__The problem__: Copy out exactly the lines from the start of the data to the line containing "string; team: string;". Include both.
start Data extract
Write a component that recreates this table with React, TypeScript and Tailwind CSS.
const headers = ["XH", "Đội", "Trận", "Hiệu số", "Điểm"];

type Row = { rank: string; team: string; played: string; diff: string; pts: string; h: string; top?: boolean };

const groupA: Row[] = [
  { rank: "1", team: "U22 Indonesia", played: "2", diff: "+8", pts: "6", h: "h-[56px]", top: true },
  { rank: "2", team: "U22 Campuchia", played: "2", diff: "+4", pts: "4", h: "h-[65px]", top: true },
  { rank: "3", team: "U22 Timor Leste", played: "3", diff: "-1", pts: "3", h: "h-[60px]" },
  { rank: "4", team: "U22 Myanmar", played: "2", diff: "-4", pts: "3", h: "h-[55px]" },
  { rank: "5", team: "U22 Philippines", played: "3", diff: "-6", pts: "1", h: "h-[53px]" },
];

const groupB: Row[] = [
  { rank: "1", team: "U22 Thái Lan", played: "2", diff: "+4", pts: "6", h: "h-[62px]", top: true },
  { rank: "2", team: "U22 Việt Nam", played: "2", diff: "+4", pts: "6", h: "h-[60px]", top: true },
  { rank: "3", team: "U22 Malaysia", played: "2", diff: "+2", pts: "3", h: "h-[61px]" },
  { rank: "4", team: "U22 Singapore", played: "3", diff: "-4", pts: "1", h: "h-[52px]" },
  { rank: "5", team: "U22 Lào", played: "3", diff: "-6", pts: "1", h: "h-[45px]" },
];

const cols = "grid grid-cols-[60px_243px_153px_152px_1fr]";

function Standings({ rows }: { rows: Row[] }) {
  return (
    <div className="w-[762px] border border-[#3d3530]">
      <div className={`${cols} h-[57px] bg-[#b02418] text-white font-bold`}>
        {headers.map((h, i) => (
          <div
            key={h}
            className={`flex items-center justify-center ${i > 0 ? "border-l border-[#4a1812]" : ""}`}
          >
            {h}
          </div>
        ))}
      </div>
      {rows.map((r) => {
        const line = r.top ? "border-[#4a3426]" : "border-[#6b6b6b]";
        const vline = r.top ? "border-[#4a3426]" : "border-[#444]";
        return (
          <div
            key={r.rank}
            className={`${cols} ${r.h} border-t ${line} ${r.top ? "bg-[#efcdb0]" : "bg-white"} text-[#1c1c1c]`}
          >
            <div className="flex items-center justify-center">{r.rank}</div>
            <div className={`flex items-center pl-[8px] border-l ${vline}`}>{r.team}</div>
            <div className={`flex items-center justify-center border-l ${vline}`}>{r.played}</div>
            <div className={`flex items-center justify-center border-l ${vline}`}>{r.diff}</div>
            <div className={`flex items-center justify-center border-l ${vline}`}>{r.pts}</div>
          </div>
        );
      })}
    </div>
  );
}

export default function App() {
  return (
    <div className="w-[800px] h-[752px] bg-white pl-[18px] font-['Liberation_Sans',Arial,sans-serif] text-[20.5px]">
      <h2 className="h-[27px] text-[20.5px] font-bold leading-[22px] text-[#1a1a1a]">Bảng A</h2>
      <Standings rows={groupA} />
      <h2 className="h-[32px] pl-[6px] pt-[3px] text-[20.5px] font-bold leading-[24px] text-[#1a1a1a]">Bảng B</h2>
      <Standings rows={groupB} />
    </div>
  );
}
end Data extract
__Completed task__:
Write a component that recreates this table with React, TypeScript and Tailwind CSS.
const headers = ["XH", "Đội", "Trận", "Hiệu số", "Điểm"];

type Row = { rank: string; team: string; played: string; diff: string; pts: string; h: string; top?: boolean };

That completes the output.